= RECORDS FOR THIS EXERCISE =
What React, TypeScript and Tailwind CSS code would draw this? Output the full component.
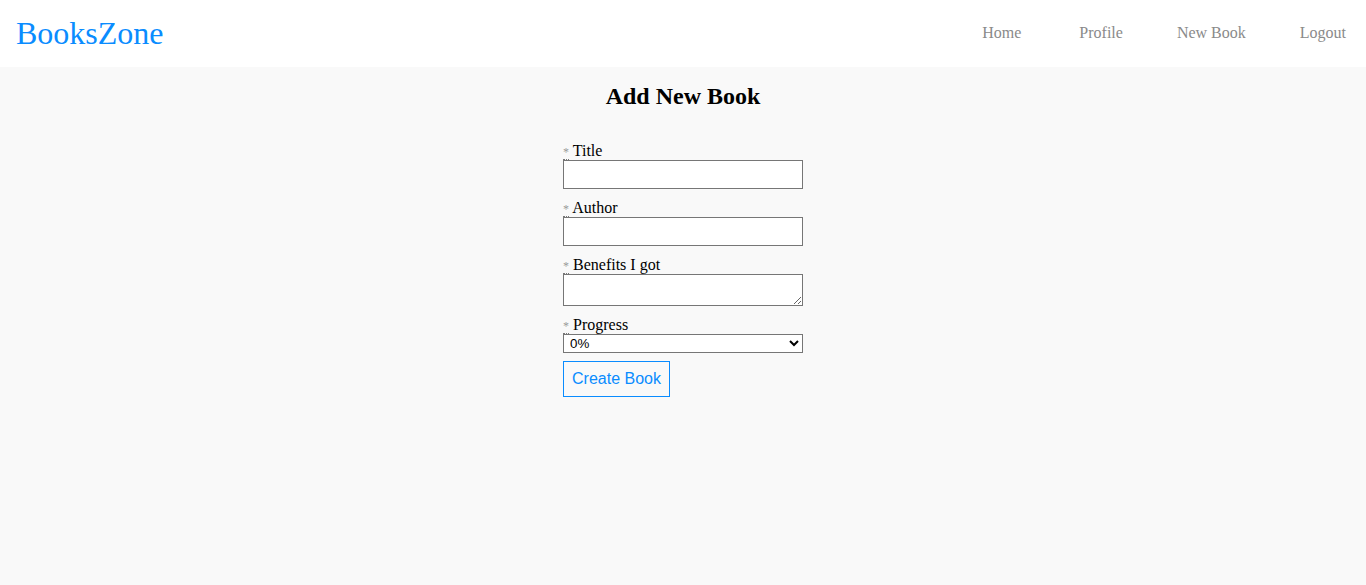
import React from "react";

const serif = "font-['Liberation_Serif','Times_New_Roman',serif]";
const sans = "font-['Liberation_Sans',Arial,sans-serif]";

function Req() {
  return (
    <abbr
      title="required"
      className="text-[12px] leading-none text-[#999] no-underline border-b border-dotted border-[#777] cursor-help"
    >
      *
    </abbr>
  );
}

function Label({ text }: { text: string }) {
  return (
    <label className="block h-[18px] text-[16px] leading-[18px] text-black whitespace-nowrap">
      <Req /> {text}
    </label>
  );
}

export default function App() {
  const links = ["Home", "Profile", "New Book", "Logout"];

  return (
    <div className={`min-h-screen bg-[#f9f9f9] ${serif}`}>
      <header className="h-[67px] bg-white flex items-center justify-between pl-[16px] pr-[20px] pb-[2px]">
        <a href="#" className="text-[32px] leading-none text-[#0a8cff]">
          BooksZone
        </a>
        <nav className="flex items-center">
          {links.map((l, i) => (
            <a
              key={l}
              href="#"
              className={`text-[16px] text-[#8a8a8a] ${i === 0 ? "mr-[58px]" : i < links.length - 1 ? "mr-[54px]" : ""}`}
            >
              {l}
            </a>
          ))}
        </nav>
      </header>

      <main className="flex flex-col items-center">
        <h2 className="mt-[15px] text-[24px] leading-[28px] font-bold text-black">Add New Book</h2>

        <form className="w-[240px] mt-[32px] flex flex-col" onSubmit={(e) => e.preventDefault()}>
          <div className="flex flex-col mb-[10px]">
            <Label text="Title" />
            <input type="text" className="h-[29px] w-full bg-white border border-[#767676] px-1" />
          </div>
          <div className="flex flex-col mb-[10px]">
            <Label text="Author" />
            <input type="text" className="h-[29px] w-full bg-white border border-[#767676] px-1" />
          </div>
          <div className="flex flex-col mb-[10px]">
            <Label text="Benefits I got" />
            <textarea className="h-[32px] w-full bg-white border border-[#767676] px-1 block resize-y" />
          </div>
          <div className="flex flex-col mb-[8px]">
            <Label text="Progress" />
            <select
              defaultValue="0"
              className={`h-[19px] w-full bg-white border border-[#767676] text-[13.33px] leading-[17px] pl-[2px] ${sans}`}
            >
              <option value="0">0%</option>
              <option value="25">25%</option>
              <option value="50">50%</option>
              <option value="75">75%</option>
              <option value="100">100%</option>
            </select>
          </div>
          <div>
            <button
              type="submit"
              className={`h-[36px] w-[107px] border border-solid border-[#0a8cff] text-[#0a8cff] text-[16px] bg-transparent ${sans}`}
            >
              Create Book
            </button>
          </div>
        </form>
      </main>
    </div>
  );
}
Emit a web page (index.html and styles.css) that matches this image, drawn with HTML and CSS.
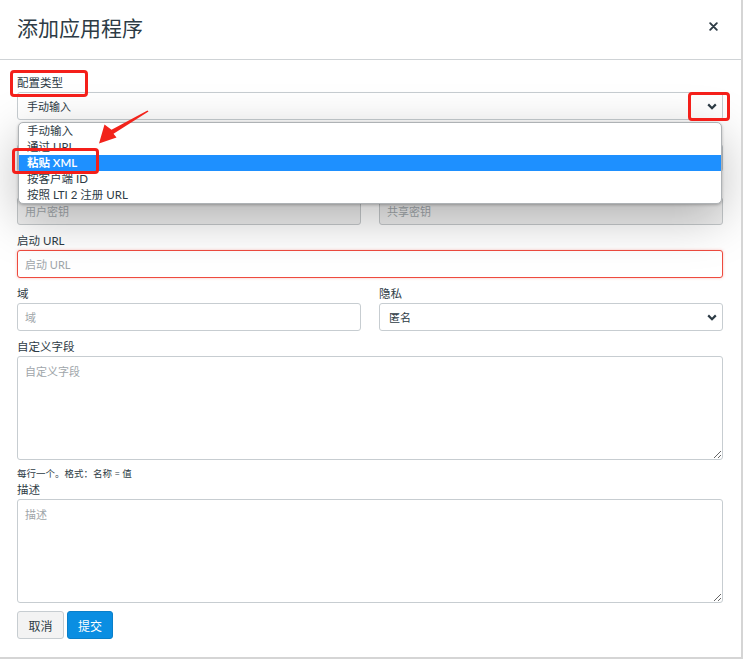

= TASK INSTRUCTIONS =
Reproduce every record above exactly, but leave out the pictures.

= RESPONSE BELOW =
What React, TypeScript and Tailwind CSS code would draw this? Output the full component.
import React from "react";

const serif = "font-['Liberation_Serif','Times_New_Roman',serif]";
const sans = "font-['Liberation_Sans',Arial,sans-serif]";

function Req() {
  return (
    <abbr
      title="required"
      className="text-[12px] leading-none text-[#999] no-underline border-b border-dotted border-[#777] cursor-help"
    >
      *
    </abbr>
  );
}

function Label({ text }: { text: string }) {
  return (
    <label className="block h-[18px] text-[16px] leading-[18px] text-black whitespace-nowrap">
      <Req /> {text}
    </label>
  );
}

export default function App() {
  const links = ["Home", "Profile", "New Book", "Logout"];

  return (
    <div className={`min-h-screen bg-[#f9f9f9] ${serif}`}>
      <header className="h-[67px] bg-white flex items-center justify-between pl-[16px] pr-[20px] pb-[2px]">
        <a href="#" className="text-[32px] leading-none text-[#0a8cff]">
          BooksZone
        </a>
        <nav className="flex items-center">
          {links.map((l, i) => (
            <a
              key={l}
              href="#"
              className={`text-[16px] text-[#8a8a8a] ${i === 0 ? "mr-[58px]" : i < links.length - 1 ? "mr-[54px]" : ""}`}
            >
              {l}
            </a>
          ))}
        </nav>
      </header>

      <main className="flex flex-col items-center">
        <h2 className="mt-[15px] text-[24px] leading-[28px] font-bold text-black">Add New Book</h2>

        <form className="w-[240px] mt-[32px] flex flex-col" onSubmit={(e) => e.preventDefault()}>
          <div className="flex flex-col mb-[10px]">
            <Label text="Title" />
            <input type="text" className="h-[29px] w-full bg-white border border-[#767676] px-1" />
          </div>
          <div className="flex flex-col mb-[10px]">
            <Label text="Author" />
            <input type="text" className="h-[29px] w-full bg-white border border-[#767676] px-1" />
          </div>
          <div className="flex flex-col mb-[10px]">
            <Label text="Benefits I got" />
            <textarea className="h-[32px] w-full bg-white border border-[#767676] px-1 block resize-y" />
          </div>
          <div className="flex flex-col mb-[8px]">
            <Label text="Progress" />
            <select
              defaultValue="0"
              className={`h-[19px] w-full bg-white border border-[#767676] text-[13.33px] leading-[17px] pl-[2px] ${sans}`}
            >
              <option value="0">0%</option>
              <option value="25">25%</option>
              <option value="50">50%</option>
              <option value="75">75%</option>
              <option value="100">100%</option>
            </select>
          </div>
          <div>
            <button
              type="submit"
              className={`h-[36px] w-[107px] border border-solid border-[#0a8cff] text-[#0a8cff] text-[16px] bg-transparent ${sans}`}
            >
              Create Book
            </button>
          </div>
        </form>
      </main>
    </div>
  );
}
Emit a web page (index.html and styles.css) that matches this image, drawn with HTML and CSS.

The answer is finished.